Don’t forget that roof, Jim
One large factory I looked around on a number of occasions had the “Don’t forget that roof, Jim,” scenario.
A big building – 100m x 25m x 6m tall – the construction? An Asbestolux roof with an air gap complete with plasterboard panels supported in a metal ceiling grid. Roof skylights gave a more ‘natural’ feel inside and helped illuminate the production lines beneath.
Lots of hot processes, essentially a bakery in one half and a packing hall in the other, modern equipment in an old building heating everything at one end and cooling it all down at the other.
That roof was the cause of so much grief, but every summer Jim and the company flogged on knowing they would lose production because the product wouldn’t set so they paid a night shift to make up for the time lost.

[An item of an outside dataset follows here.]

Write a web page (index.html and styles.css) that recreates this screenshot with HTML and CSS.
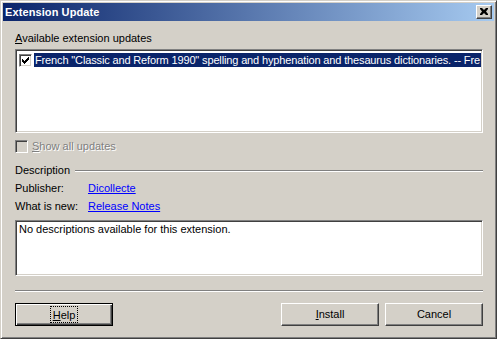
FILE: index.html
```html
<!DOCTYPE html>
<html>
<head>
<meta charset="utf-8">
<link rel="stylesheet" href="styles.css">
</head>
<body>
<div class="window">
  <div class="titlebar">
    <span class="title">Extension Update</span>
    <span class="close"><svg width="8" height="7" viewBox="0 0 8 7"><path d="M0 0h2l2 2 2-2h2v1L6 3.5 8 6v1H6L4 5 2 7H0V6l2-2.5L0 1z" fill="#000"/></svg></span>
  </div>
  <div class="content">
    <div class="label"><u>A</u>vailable extension updates</div>
    <div class="listbox">
      <div class="row">
        <span class="cb"><svg width="7" height="7" viewBox="0 0 7 7"><path d="M0 2h1v1h1v1h1v-1h1v-1h1v-1h1v-1h1v3h-1v1h-1v1h-1v1h-1v1h-1v-1h-1v-1h-1z" fill="#000"/></svg></span>
        <span class="sel">French "Classic and Reform 1990" spelling and hyphenation and thesaurus dictionaries. -- Fre</span>
      </div>
    </div>
    <div class="check disabled"><span class="cb off"></span><span class="ctext"><u>S</u>how all updates</span></div>
    <div class="group"><span>Description</span><span class="rule"></span></div>
    <div class="field first"><span class="key">Publisher:</span><a class="link">Dicollecte</a></div>
    <div class="field"><span class="key">What is new:</span><a class="link">Release Notes</a></div>
    <div class="descbox">No descriptions available for this extension.</div>
    <div class="sep"></div>
    <div class="buttons">
      <div class="btn default"><span class="focus"><u>H</u>elp</span></div>
      <div class="spacer"></div>
      <div class="btn"><span><u>I</u>nstall</span></div>
      <div class="btn"><span>Cancel</span></div>
    </div>
  </div>
</div>
</body>
</html>
```
FILE: styles.css
```css
html, body {
  margin: 0;
  padding: 0;
  background: #D4D0C8;
}
.window {
  width: 497px;
  height: 339px;
  box-sizing: border-box;
  border: 1px solid;
  border-color: #D4D0C8 #404040 #404040 #D4D0C8;
  padding: 2px;
  box-shadow: inset 1px 1px #FFFFFF, inset -1px -1px #808080;
  background: #D4D0C8;
  font-family: "Liberation Sans", Arial, sans-serif;
  font-size: 11px;
  line-height: 13px;
  color: #000;
  display: flex;
  flex-direction: column;
}
.titlebar {
  height: 18px;
  background: linear-gradient(to right, #0A246A, #A6CAF0);
  display: flex;
  align-items: center;
  justify-content: space-between;
  padding: 0 2px 0 2px;
  flex-shrink: 0;
}
.title {
  color: #FFF;
  font-weight: bold;
  font-size: 11px;
  letter-spacing: 0.1px;
}
.close {
  width: 16px;
  height: 14px;
  box-sizing: border-box;
  background: #D4D0C8;
  border: 1px solid;
  border-color: #FFFFFF #404040 #404040 #FFFFFF;
  box-shadow: inset -1px -1px #808080;
  display: flex;
  align-items: center;
  justify-content: center;
  padding: 0 1px 1px 0;
}
.close svg { display: block; }
.content {
  padding: 0 11px 0 12px;
  display: flex;
  flex-direction: column;
}
.label {
  margin-top: 11px;
  height: 13px;
}
.listbox {
  margin-top: 4px;
  height: 84px;
  box-sizing: border-box;
  background: #FFF;
  border: 1px solid;
  border-color: #808080 #FFFFFF #FFFFFF #808080;
  box-shadow: inset 1px 1px #404040, inset -1px -1px #D4D0C8;
  padding: 3px 1px 0 3px;
  overflow: hidden;
}
.row {
  display: flex;
  align-items: center;
  height: 14px;
  white-space: nowrap;
}
.cb {
  width: 13px;
  height: 13px;
  box-sizing: border-box;
  background: #FFF;
  border: 1px solid;
  border-color: #808080 #FFFFFF #FFFFFF #808080;
  box-shadow: inset 1px 1px #404040, inset -1px -1px #D4D0C8;
  display: flex;
  align-items: center;
  justify-content: center;
  flex-shrink: 0;
}
.cb svg { display: block; }
.cb.off { background: #D4D0C8; }
.sel {
  background: #0A246A;
  color: #FFF;
  margin-left: 2px;
  padding-left: 1px;
  height: 14px;
  line-height: 14px;
  flex: 1;
  min-width: 0;
  letter-spacing: -0.14px;
}
.check {
  margin-top: 7px;
  display: flex;
  align-items: center;
  height: 13px;
}
.ctext {
  margin-left: 4px;
}
.disabled .ctext {
  color: #808080;
  text-shadow: 1px 1px #FFFFFF;
}
.group {
  margin-top: 11px;
  display: flex;
  align-items: center;
  height: 13px;
}
.rule {
  flex: 1;
  margin-left: 5px;
  height: 0;
  border-top: 1px solid #808080;
  border-bottom: 1px solid #FFFFFF;
}
.field {
  margin-top: 5px;
  display: flex;
  height: 13px;
}
.key {
  width: 73px;
}
.link {
  color: #0000FF;
  text-decoration: underline;
}
.descbox {
  margin-top: 7px;
  height: 56px;
  box-sizing: border-box;
  background: #FFF;
  border: 1px solid;
  border-color: #808080 #FFFFFF #FFFFFF #808080;
  box-shadow: inset 1px 1px #404040, inset -1px -1px #D4D0C8;
  padding: 2px 3px;
}
.sep {
  margin-top: 14px;
  height: 0;
  border-top: 1px solid #808080;
  border-bottom: 1px solid #FFFFFF;
}
.buttons {
  margin-top: 11px;
  display: flex;
  gap: 6px;
}
.spacer { flex: 1; }
.btn {
  width: 98px;
  height: 23px;
  box-sizing: border-box;
  border: 1px solid;
  border-color: #FFFFFF #404040 #404040 #FFFFFF;
  box-shadow: inset -1px -1px #808080;
  display: flex;
  align-items: center;
  justify-content: center;
  padding-bottom: 1px;
}
.btn.default {
  border: 1px solid #000;
  box-shadow: inset 1px 1px #FFFFFF, inset -1px -1px #404040, inset -2px -2px #808080;
}
.focus {
  outline: 1px dotted #000;
  outline-offset: 0;
  padding: 1px 2px 0 2px;
  line-height: 14px;
}
```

Then the problem went away again until the next year.
Was it all down to the roof? I did some sums; the ‘U’ factor calculation came to
2.43W/m2K. My trusty chart showed that between June and September up to 90kW of heat transmission could be expected through the roof into the factory.
During June (highest solar aspect) 90kW would raise the internal air temperature by 4 to 5OC.

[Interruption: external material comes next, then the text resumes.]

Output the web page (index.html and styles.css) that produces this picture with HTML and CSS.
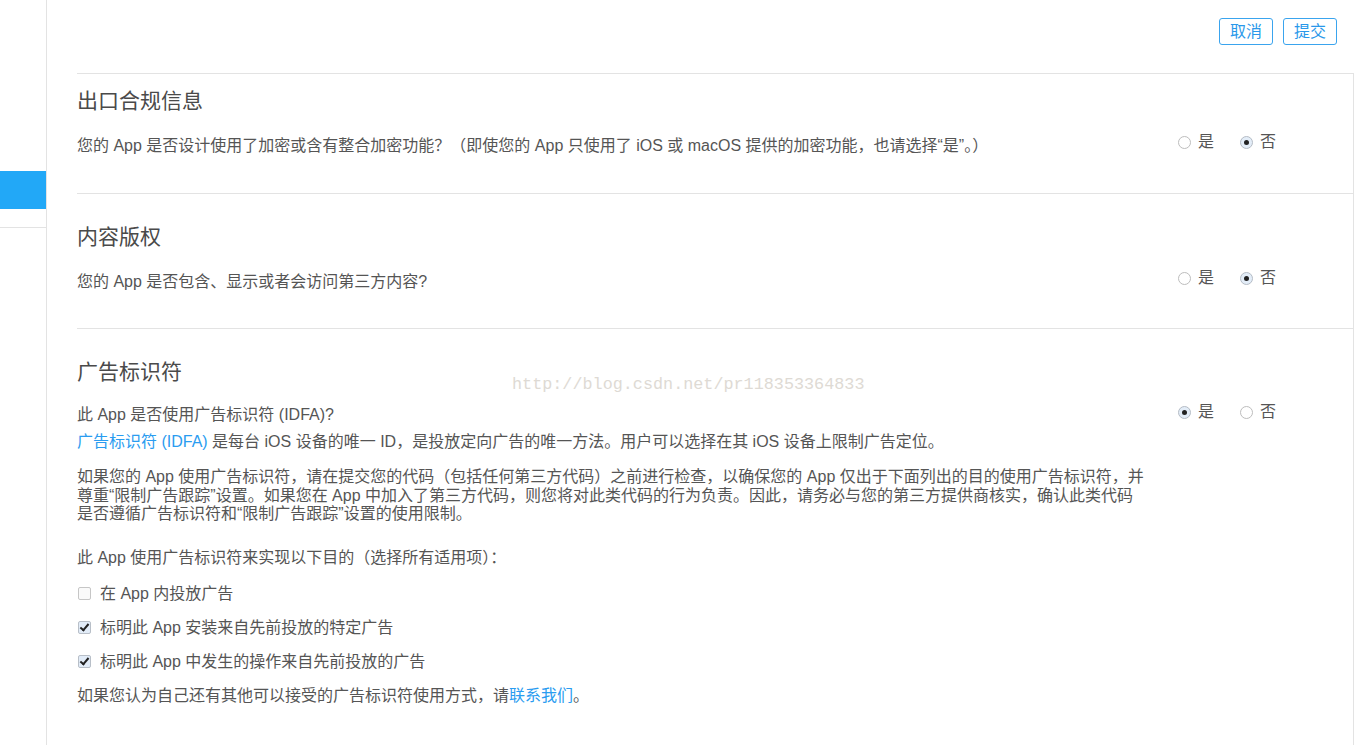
FILE: index.html
```html
<!DOCTYPE html>
<html lang="zh-CN">
<head>
<meta charset="utf-8">
<title>App 信息</title>
<link rel="stylesheet" href="styles.css">
</head>
<body>
<div class="page">
  <aside class="sidebar">
    <div class="side-active"></div>
    <div class="side-rule"></div>
  </aside>
  <main class="main">
    <div class="toolbar">
      <button class="btn">取消</button>
      <button class="btn">提交</button>
    </div>
    <div class="panel">
      <section class="sec sec-first">
        <div class="sec-left">
          <h2 class="sec-title">出口合规信息</h2>
          <p class="line q">您的 App 是否设计使用了加密或含有整合加密功能？（即使您的 App 只使用了 iOS 或 macOS 提供的加密功能，也请选择“是”。）</p>
        </div>
        <div class="choices">
          <label class="opt"><span class="radio"></span>是</label>
          <label class="opt"><span class="radio on"></span>否</label>
        </div>
      </section>
      <section class="sec">
        <div class="sec-left">
          <h2 class="sec-title">内容版权</h2>
          <p class="line q">您的 App 是否包含、显示或者会访问第三方内容?</p>
        </div>
        <div class="choices">
          <label class="opt"><span class="radio"></span>是</label>
          <label class="opt"><span class="radio on"></span>否</label>
        </div>
      </section>
      <section class="sec sec-last">
        <div class="sec-left">
          <h2 class="sec-title">广告标识符</h2>
          <p class="line q">此 App 是否使用广告标识符 (IDFA)?</p>
          <p class="line idfa"><a class="link">广告标识符 (IDFA)</a> 是每台 iOS 设备的唯一 ID，是投放定向广告的唯一方法。用户可以选择在其 iOS 设备上限制广告定位。</p>
          <p class="para">如果您的 App 使用广告标识符，请在提交您的代码（包括任何第三方代码）之前进行检查，以确保您的 App 仅出于下面列出的目的使用广告标识符，并<br>尊重“限制广告跟踪”设置。如果您在 App 中加入了第三方代码，则您将对此类代码的行为负责。因此，请务必与您的第三方提供商核实，确认此类代码<br>是否遵循广告标识符和“限制广告跟踪”设置的使用限制。</p>
          <p class="line purpose">此 App 使用广告标识符来实现以下目的（选择所有适用项）：</p>
          <label class="line check"><span class="box"></span>在 App 内投放广告</label>
          <label class="line check"><span class="box on"></span>标明此 App 安装来自先前投放的特定广告</label>
          <label class="line check"><span class="box on"></span>标明此 App 中发生的操作来自先前投放的广告</label>
          <p class="line final">如果您认为自己还有其他可以接受的广告标识符使用方式，请<a class="link">联系我们</a>。</p>
        </div>
        <div class="choices choices-ad">
          <label class="opt"><span class="radio on"></span>是</label>
          <label class="opt"><span class="radio"></span>否</label>
        </div>
      </section>
    </div>
    <div class="watermark">http://blog.csdn.net/pr118353364833</div>
  </main>
</div>
</body>
</html>
```
FILE: styles.css
```css
html, body {
  margin: 0;
  padding: 0;
  background: #fff;
}
body {
  font-family: "Liberation Sans", "Noto Sans CJK SC", sans-serif;
  color: #555;
  width: 1354px;
  height: 745px;
  overflow: hidden;
}
.page {
  display: flex;
  height: 745px;
}
.sidebar {
  width: 46px;
  flex: 0 0 46px;
  border-right: 1px solid #e3e3e3;
  padding-top: 171px;
  box-sizing: content-box;
}
.side-active {
  height: 38px;
  background: #22a8f7;
}
.side-rule {
  margin-top: 18px;
  height: 1px;
  background: #e3e3e3;
}
.main {
  flex: 1;
  position: relative;
  padding-left: 30px;
}
.toolbar {
  height: 73px;
  display: flex;
  justify-content: flex-end;
  align-items: flex-start;
  gap: 10px;
  padding-right: 17px;
  box-sizing: border-box;
  padding-top: 18px;
}
.btn {
  width: 54px;
  height: 27px;
  border: 1px solid #3aa4ee;
  border-radius: 3px;
  background: #fff;
  color: #2a98ea;
  font-family: "Liberation Sans", "Noto Sans CJK SC", sans-serif;
  font-size: 16px;
  line-height: 25px;
  padding: 0;
  box-sizing: border-box;
}
.panel {
  border-right: 1px solid #e3e3e3;
  height: 672px;
}
.sec {
  display: grid;
  grid-template-columns: 1101px 1fr;
  border-top: 1px solid #e3e3e3;
  padding-top: 29px;
  padding-bottom: 36px;
}
.sec-first {
  padding-top: 13px;
  padding-bottom: 37px;
}
.sec-last {
  padding-bottom: 0;
}
.sec-title {
  margin: 0;
  font-size: 21px;
  line-height: 28px;
  font-weight: normal;
  color: #4a4a4a;
}
.line {
  display: block;
  margin: 0;
  font-size: 16px;
  line-height: 20px;
  white-space: nowrap;
}
.q {
  margin-top: 21px;
}
.sec-last .q {
  margin-top: 19px;
}
.idfa {
  margin-top: 7px;
}
.link {
  color: #2a9cf0;
  text-decoration: none;
}
.para {
  margin: 16px 0 0;
  font-size: 16px;
  line-height: 18.5px;
  white-space: nowrap;
}
.purpose {
  margin-top: 24px;
}
.check {
  margin-top: 16px;
  display: flex;
  align-items: center;
}
.check + .check {
  margin-top: 14px;
}
.final {
  margin-top: 14px;
}
.box {
  width: 11px;
  height: 11px;
  border: 1px solid #c6c6c6;
  border-radius: 2px;
  margin-right: 9px;
  margin-left: 1px;
  position: relative;
  background: #fafafa;
}
.box.on {
  background: #e2ecf8;
  border-color: #b8bfc8;
}
.box.on::after {
  content: "";
  position: absolute;
  left: 3px;
  top: 0px;
  width: 3px;
  height: 7px;
  border-right: 2px solid #222;
  border-bottom: 2px solid #222;
  transform: rotate(40deg);
}
.choices {
  display: flex;
  align-items: flex-start;
  padding-top: 45px;
}
.choices-ad {
  padding-top: 44px;
}
.opt {
  display: flex;
  align-items: center;
  width: 62px;
  font-size: 16px;
  line-height: 20px;
  color: #555;
}
.radio {
  width: 11px;
  height: 11px;
  border: 1px solid #bdbdbd;
  border-radius: 50%;
  margin-right: 7px;
  position: relative;
  background: #fff;
}
.radio.on {
  background: #e3edf8;
  border-color: #b5bcc5;
}
.radio.on::after {
  content: "";
  position: absolute;
  left: 3px;
  top: 3px;
  width: 5px;
  height: 5px;
  border-radius: 50%;
  background: #222;
}
.watermark {
  position: absolute;
  left: 465px;
  top: 375px;
  font-family: "Liberation Mono", monospace;
  font-size: 16.8px;
  color: #dedad4;
  white-space: nowrap;
}
```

In winter, heat losses through the roof cooled the air around the ovens and reduced the gas burners efficiencies, they all needed ‘turning up’ so the product would bake. More gas, more money. So a Double Whammy!
Anyway the same roof, many years on – Jim who had stayed with the business, explained they had always had that roof problem – for the owners it understandably proved to be all too difficult; do they invest in the invariably oversized cooling system and possibly, heating solutions for the Winter – or ‘just’ replace that roof?.